## THE EXERCISE
Go through the listing and write out all of it exactly.
↓↓↓
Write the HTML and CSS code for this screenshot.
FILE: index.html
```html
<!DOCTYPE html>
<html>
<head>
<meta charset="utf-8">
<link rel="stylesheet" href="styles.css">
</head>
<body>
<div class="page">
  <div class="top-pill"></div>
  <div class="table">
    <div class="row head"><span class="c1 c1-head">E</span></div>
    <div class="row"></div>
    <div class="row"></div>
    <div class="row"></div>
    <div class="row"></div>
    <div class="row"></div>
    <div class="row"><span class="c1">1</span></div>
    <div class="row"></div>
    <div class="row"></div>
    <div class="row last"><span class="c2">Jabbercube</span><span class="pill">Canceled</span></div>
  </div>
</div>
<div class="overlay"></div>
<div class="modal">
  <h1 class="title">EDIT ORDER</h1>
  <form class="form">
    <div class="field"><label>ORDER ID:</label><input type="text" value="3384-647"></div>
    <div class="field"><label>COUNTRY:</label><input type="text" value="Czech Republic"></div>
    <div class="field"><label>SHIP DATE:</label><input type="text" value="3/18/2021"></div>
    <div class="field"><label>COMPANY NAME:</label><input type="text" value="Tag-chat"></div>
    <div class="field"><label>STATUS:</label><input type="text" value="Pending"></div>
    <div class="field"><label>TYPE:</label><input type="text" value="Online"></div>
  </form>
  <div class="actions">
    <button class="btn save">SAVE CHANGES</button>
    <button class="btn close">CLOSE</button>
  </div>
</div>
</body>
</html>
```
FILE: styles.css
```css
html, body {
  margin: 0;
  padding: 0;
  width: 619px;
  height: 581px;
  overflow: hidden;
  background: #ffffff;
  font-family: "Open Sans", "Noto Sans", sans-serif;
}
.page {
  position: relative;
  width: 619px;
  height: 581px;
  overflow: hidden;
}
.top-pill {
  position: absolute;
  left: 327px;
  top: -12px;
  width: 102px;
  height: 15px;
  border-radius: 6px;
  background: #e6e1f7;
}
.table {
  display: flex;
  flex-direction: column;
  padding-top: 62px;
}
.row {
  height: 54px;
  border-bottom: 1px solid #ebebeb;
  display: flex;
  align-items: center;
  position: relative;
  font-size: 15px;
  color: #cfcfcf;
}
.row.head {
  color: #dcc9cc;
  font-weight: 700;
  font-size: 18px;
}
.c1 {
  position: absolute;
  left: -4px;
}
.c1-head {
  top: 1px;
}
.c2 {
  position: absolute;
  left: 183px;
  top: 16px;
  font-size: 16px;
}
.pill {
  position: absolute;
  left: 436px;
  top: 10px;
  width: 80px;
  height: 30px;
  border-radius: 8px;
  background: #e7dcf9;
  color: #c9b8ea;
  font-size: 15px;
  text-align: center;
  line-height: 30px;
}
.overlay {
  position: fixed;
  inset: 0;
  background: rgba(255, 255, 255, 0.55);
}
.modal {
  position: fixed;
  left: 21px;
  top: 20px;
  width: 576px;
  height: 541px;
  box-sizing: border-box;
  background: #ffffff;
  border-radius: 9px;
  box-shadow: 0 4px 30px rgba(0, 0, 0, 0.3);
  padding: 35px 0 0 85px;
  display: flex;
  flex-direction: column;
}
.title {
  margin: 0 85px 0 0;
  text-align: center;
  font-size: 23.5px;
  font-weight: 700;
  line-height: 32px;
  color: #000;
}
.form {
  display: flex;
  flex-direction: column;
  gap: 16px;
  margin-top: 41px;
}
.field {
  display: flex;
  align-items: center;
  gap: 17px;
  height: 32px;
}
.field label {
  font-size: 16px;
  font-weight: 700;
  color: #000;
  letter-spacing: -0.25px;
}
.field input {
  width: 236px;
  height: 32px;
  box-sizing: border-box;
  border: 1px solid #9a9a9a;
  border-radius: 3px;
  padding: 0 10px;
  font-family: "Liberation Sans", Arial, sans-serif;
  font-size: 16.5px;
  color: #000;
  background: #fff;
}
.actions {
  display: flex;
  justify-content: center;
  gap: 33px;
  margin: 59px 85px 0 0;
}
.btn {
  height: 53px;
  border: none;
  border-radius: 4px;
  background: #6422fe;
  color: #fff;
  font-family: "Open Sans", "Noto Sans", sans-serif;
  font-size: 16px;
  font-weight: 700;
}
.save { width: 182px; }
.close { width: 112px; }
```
↑↑↑
## EXERCISE RESULT
Write the HTML and CSS code for this screenshot.
FILE: index.html
```html
<!DOCTYPE html>
<html>
<head>
<meta charset="utf-8">
<link rel="stylesheet" href="styles.css">
</head>
<body>
<div class="page">
  <div class="top-pill"></div>
  <div class="table">
    <div class="row head"><span class="c1 c1-head">E</span></div>
    <div class="row"></div>
    <div class="row"></div>
    <div class="row"></div>
    <div class="row"></div>
    <div class="row"></div>
    <div class="row"><span class="c1">1</span></div>
    <div class="row"></div>
    <div class="row"></div>
    <div class="row last"><span class="c2">Jabbercube</span><span class="pill">Canceled</span></div>
  </div>
</div>
<div class="overlay"></div>
<div class="modal">
  <h1 class="title">EDIT ORDER</h1>
  <form class="form">
    <div class="field"><label>ORDER ID:</label><input type="text" value="3384-647"></div>
    <div class="field"><label>COUNTRY:</label><input type="text" value="Czech Republic"></div>
    <div class="field"><label>SHIP DATE:</label><input type="text" value="3/18/2021"></div>
    <div class="field"><label>COMPANY NAME:</label><input type="text" value="Tag-chat"></div>
    <div class="field"><label>STATUS:</label><input type="text" value="Pending"></div>
    <div class="field"><label>TYPE:</label><input type="text" value="Online"></div>
  </form>
  <div class="actions">
    <button class="btn save">SAVE CHANGES</button>
    <button class="btn close">CLOSE</button>
  </div>
</div>
</body>
</html>
```
FILE: styles.css
```css
html, body {
  margin: 0;
  padding: 0;
  width: 619px;
  height: 581px;
  overflow: hidden;
  background: #ffffff;
  font-family: "Open Sans", "Noto Sans", sans-serif;
}
.page {
  position: relative;
  width: 619px;
  height: 581px;
  overflow: hidden;
}
.top-pill {
  position: absolute;
  left: 327px;
  top: -12px;
  width: 102px;
  height: 15px;
  border-radius: 6px;
  background: #e6e1f7;
}
.table {
  display: flex;
  flex-direction: column;
  padding-top: 62px;
}
.row {
  height: 54px;
  border-bottom: 1px solid #ebebeb;
  display: flex;
  align-items: center;
  position: relative;
  font-size: 15px;
  color: #cfcfcf;
}
.row.head {
  color: #dcc9cc;
  font-weight: 700;
  font-size: 18px;
}
.c1 {
  position: absolute;
  left: -4px;
}
.c1-head {
  top: 1px;
}
.c2 {
  position: absolute;
  left: 183px;
  top: 16px;
  font-size: 16px;
}
.pill {
  position: absolute;
  left: 436px;
  top: 10px;
  width: 80px;
  height: 30px;
  border-radius: 8px;
  background: #e7dcf9;
  color: #c9b8ea;
  font-size: 15px;
  text-align: center;
  line-height: 30px;
}
.overlay {
  position: fixed;
  inset: 0;
  background: rgba(255, 255, 255, 0.55);
}
.modal {
  position: fixed;
  left: 21px;
  top: 20px;
  width: 576px;
  height: 541px;
  box-sizing: border-box;
  background: #ffffff;
  border-radius: 9px;
  box-shadow: 0 4px 30px rgba(0, 0, 0, 0.3);
  padding: 35px 0 0 85px;
  display: flex;
  flex-direction: column;
}
.title {
  margin: 0 85px 0 0;
  text-align: center;
  font-size: 23.5px;
  font-weight: 700;
  line-height: 32px;
  color: #000;
}
.form {
  display: flex;
  flex-direction: column;
  gap: 16px;
  margin-top: 41px;
}
.field {
  display: flex;
  align-items: center;
  gap: 17px;
  height: 32px;
}
.field label {
  font-size: 16px;
  font-weight: 700;
  color: #000;
  letter-spacing: -0.25px;
}
.field input {
  width: 236px;
  height: 32px;
  box-sizing: border-box;
  border: 1px solid #9a9a9a;
  border-radius: 3px;
  padding: 0 10px;
  font-family: "Liberation Sans", Arial, sans-serif;
  font-size: 16.5px;
  color: #000;
  background: #fff;
}
.actions {
  display: flex;
  justify-content: center;
  gap: 33px;
  margin: 59px 85px 0 0;
}
.btn {
  height: 53px;
  border: none;
  border-radius: 4px;
  background: #6422fe;
  color: #fff;
  font-family: "Open Sans", "Noto Sans", sans-serif;
  font-size: 16px;
  font-weight: 700;
}
.save { width: 182px; }
.close { width: 112px; }
```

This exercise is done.